Whether or not the Titan is capable of pulling its own weight from a business case perspective is still open to question. It’s certainly finding new buyers at a rapid rate, and despite lagging behind the Tundra and all domestics in sales, it’s a stronger seller than some other Nissan models and most Infinitis, while its long-term potential is too good to pass up.
No other vehicle class in Canada boasts models selling into six-figure territory, not to mention the near seven figures Ford’s F-Series achieves south of the 49th. That’s why Nissan and Toyota stepped into the full-size pickup arena in the first place, and why they’ll likely stick it out over the long haul. Just the same, automakers like Hyundai and Volkswagen might want to hold back before entering the fray, as the cards are stacked against success in this segment.
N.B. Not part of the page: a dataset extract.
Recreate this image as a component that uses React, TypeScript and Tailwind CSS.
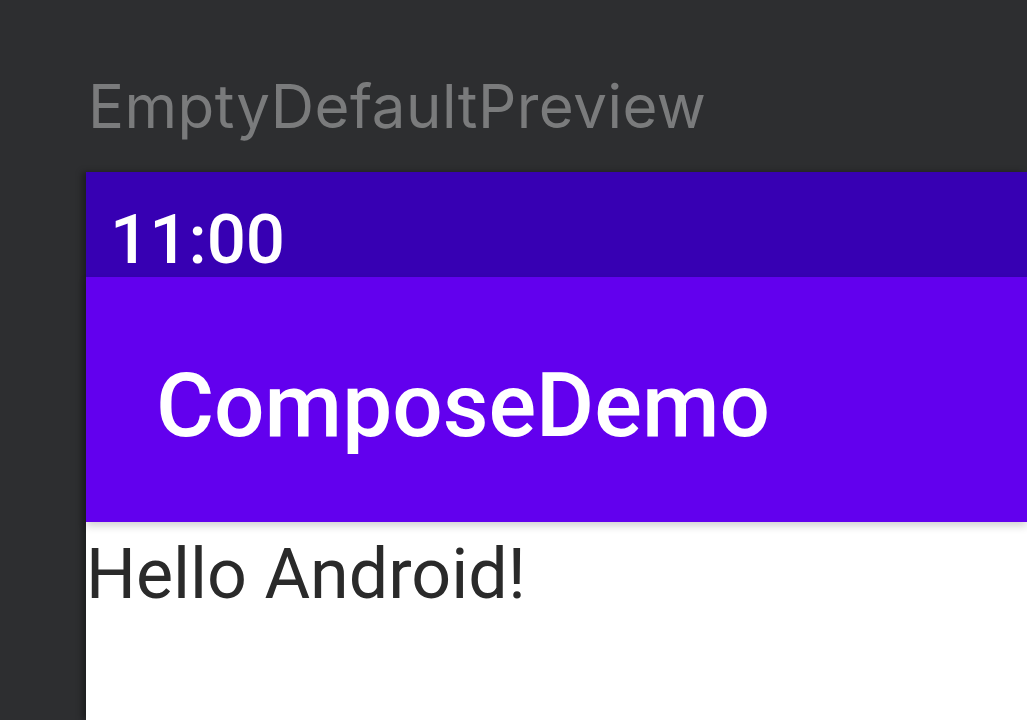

It’s not just about building a worthy full-size pickup truck contender, as Nissan has learned, because breaking through brand loyalty barriers has proven difficult enough for those already steeped in compact pickup heritage, let alone carmakers that have never offered a serious truck in our market.
The Titan might be the most credible import offering to date, hitting at the core of the full-size half-ton market, and even creating its own unique niche by taking a half-step up on every competitor with this innovative five-eighths, heavy-half Titan XD. Now with a more complete line of engines, it’s a force to be reckoned with and therefore should slowly, steadily pull buyers into its alternative camp.